もうすぐ2022年も終わります。「NISA・つみたてNISAの非課税投資枠を、今年のうちにすべて使い切りたい!」そう思ったときに、いつまでに買えば「年内」の扱いになるのかが気になるポイントです。そこで本記事では、NISA・つみたてNISAの今年の非課税枠を使い切るには、いつまでに買えばいいかについて解説します。
- 一般NISAもつみたてNISAも年間の非課税枠が決まっている
- 今年の非課税枠を使い切る場合は、「受渡日」がいつになるかに注意
- 申込日や約定日が年内でも、受渡日が年内でなければ翌年扱いになる
改めてNISAをおさらい
NISA(ニーサ)とは、投資の運用益に税金がかからない投資の税制優遇制度のことです。NISAは「Nippon Individual Savings Account」の略称で、正式名称は「少額投資非課税制度」といいます。

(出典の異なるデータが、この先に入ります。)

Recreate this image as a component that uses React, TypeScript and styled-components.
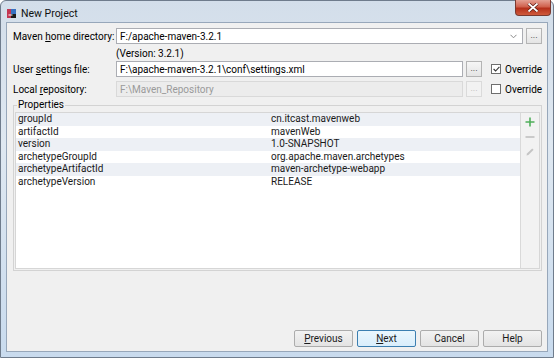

通常、投資信託や株式などの金融商品に投資を行った場合、これらを売却して得た利益や受け取った配当金に対して20.315%の税金がかかります。しかし、NISAを利用することによって、一定の金額までの投資利益を一定期間、非課税で受け取ることが可能になります。
現行のNISAは2023年までの期間限定の制度となるため、現在の制度で金融商品へ投資を行えるのは2023年までです。なお、2023年に購入した金融商品は、5年後の2027年まで非課税で運用可能です。
現行のNISAには3種類があります。成人向けには「一般NISA」と「つみたてNISA」があり、未成年向けに「ジュニアNISA」があります。
一般NISAは、投資信託や株式などの金融商品を年間120万円まで購入可能で、最長で5年間の非課税保有が可能です。つみたてNISAは、特定の投資信託を年間40万円まで購入可能で、最長で20年間の非課税保有が可能です。以上は2022年時点のNISAの制度ですが、現在、岸田政権が掲げる「金融所得倍増計画」のもと、NISAの恒久化や非課税投資枠の拡大や、一般NISAとつみたてNISAとの一本化など、国民がNISAをさらに使いやすくするための議論が進められているところです。
NISAの利用者は増加傾向にあり、個人の資産形成の手段として定着しつつあるといえるでしょう。金融庁が公開しているNISAの利用者数のデータによると、2020~2022年の3年間でNISA(一般・つみたて)の口座数は以下のように推移しています。
- 2020年6月末時点 1445万966口座
- 2021年6月末時点 1654万8428口座
- 2022年6月末時点 1703万1049口座
今年の非課税枠をきっちり使い切るには?
一般NISA・つみたてNISA口座では、非課税投資枠を翌年へ繰り越しができません。そのため非課税投資枠を今年中に使い切るには、いつまでに金融商品を購入すればいいかを把握しておき、早めに購入しておくことが大切です。
NISA口座の非課税枠は、「受渡日(うけわたしび)」によって利用状況が判断されます。したがってNISAで2022年の非課税投資枠を使い切るには、2022年中に受渡までを終えている必要があります。
注意すべきポイントは、「申込日(もうしこみび)」や「約定日(やくじょうび)」ではなく「受渡日」が年内の最終営業日までとなることです。申込日とは売買注文を出した日のことで、約定日は取引が成立した日のことです。受渡日は、代金が決済されて投資家へ投資信託受益証券が受け渡される日を指します。
受渡日はそれぞれの商品ごとに異なります。2022年の国内株式の最終取引日は、約定日が12月28日で受渡日が12月30日です。
投資信託の受渡日は商品によって異なり、申込日から4~8営業日目が一般的でしょう。ファンドによっては、海外市場の休場などの理由により申込できない場合もあります。
たとえば『楽天・全米株式インデックス・ファンド』という投資信託の受渡日は、「申込受付日から起算して5営業日目」となっており、申込の締切時間は営業日の15時までです。そのため、12月1日の13時に申し込んだ場合の受渡日は、土日をまたいだ5営業日目の12月7日となります。ということは、12月26日にこのファンドを買った場合は、受渡日は早くても1月3日となり、年内に間に合わないことになります。
海外休場日と土日祝日は営業日に含まれないため、「受渡まで5営業日」となっているファンドでも、実際の受渡完了までに1週間ほどかかることがわかります。年末までまだ日数があると思っても、ファンドによっては年内にNISAの非課税枠を使えなくなってしまう場合があります。NISAの非課税投資枠を確実に使い切るためには、受渡日が年をまたがないように注意し、早めの取引を行うことが大切です。